New research from the RBA reveals why that was the case. Put simply, the net benefit to economic growth dropping rates to lower home loan rates for borrowers had a bigger net impact on the economy because borrowers have more debt than lenders have investments.

I’ve got more here.

6. And just because it’s the week before Christmas doesn’t mean it is going to be a quiet one. Treasurer Morrison’s MYEFO update today runs the risk of getting Australia a ratings downgrade, says NAB. We also have a Bank of Japan meeting and a speech from Fed chair Janet Yellen. And that is just in the next 24 hours.

I’ve got everything you need to know about the week ahead here.

I’m Greg McKenna and you can catch me on Twitter or at AxiTrader where I am the Chief Market Strategist.

From Ric Spooner at CMC Markets, here’s today’s Stock to Watch

Newcrest Mining

I wrote a piece on gold miner, Newcrest last week suggesting it might be a reasonable hedge against the possibility that the year-end rally in stocks and the US Dollar will correct in the New Year.

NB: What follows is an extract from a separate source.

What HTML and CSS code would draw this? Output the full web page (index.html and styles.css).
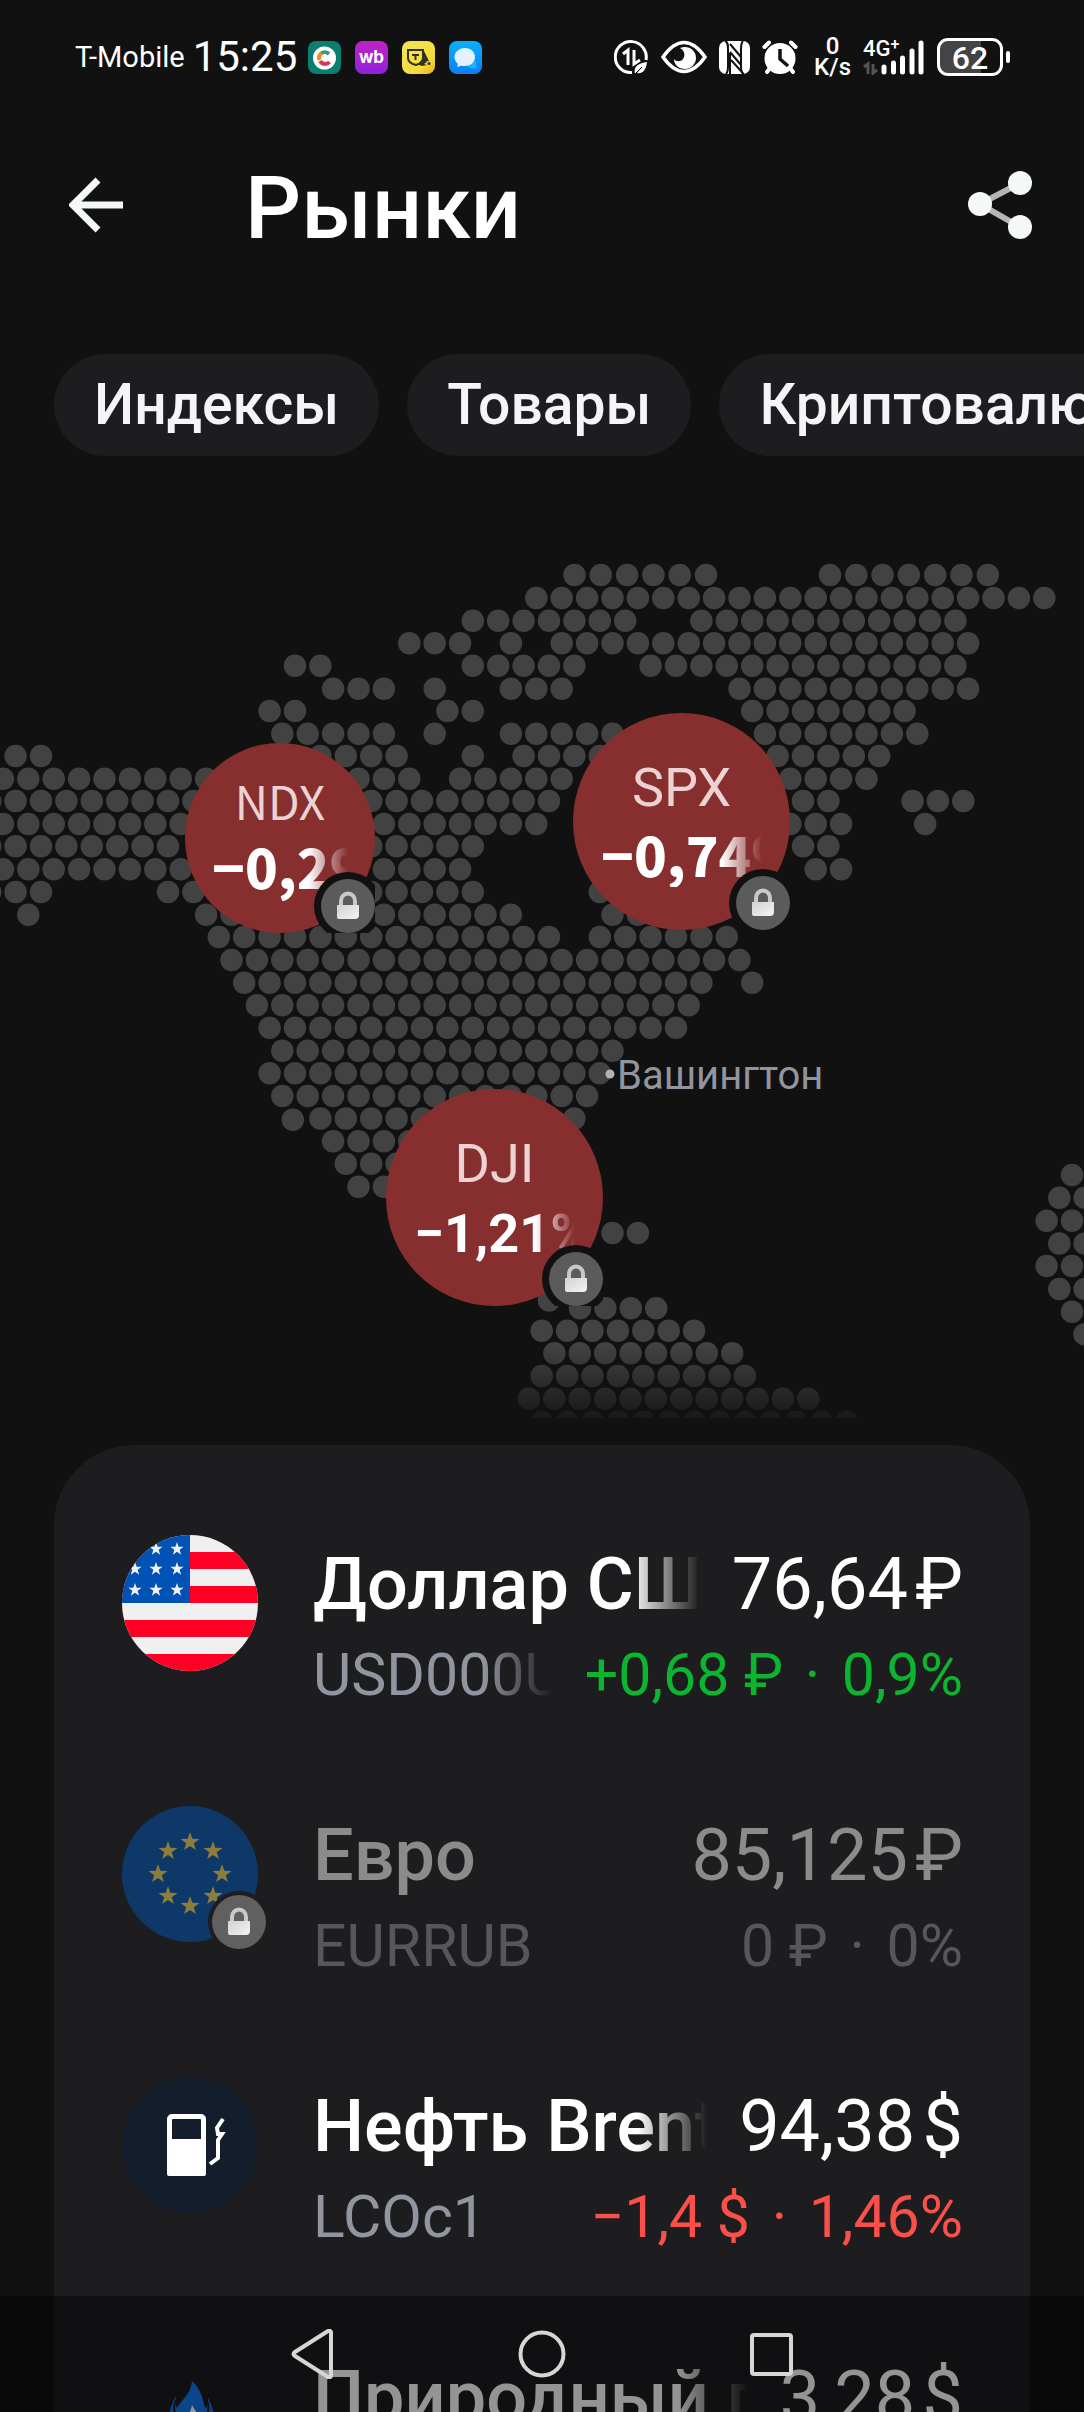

While nothing has happened to change this basic idea, the high momentum sell-off that saw Newcrest plummet to the bottom end of a chart support zone suggests a bit of caution.

When markets are falling hard like this, a standard trader strategy is to wait for some sign that downward momentum is easing rather than trying to catch the metaphorical “falling knife”.

It’s possible we saw some early signs of easing momentum on Friday, time will tell. After hitting the support line at $16.35, Newcrest rallied to close at $16.75. With gold steadying on Friday night, it might improve again today. However, to really show signs of reversing, it might be prudent to wait for Thursday’s gap to be filled with a move up past $17.50.

The more appealing alternative for potential buyers now be for Newcrest to drift lower and do a little bit of work in the next support zone between $15.75 and $16.30 sometime soon. If it then began to make higher lows and higher highs, that would also provide a bit of comfort that the knife has stopped falling.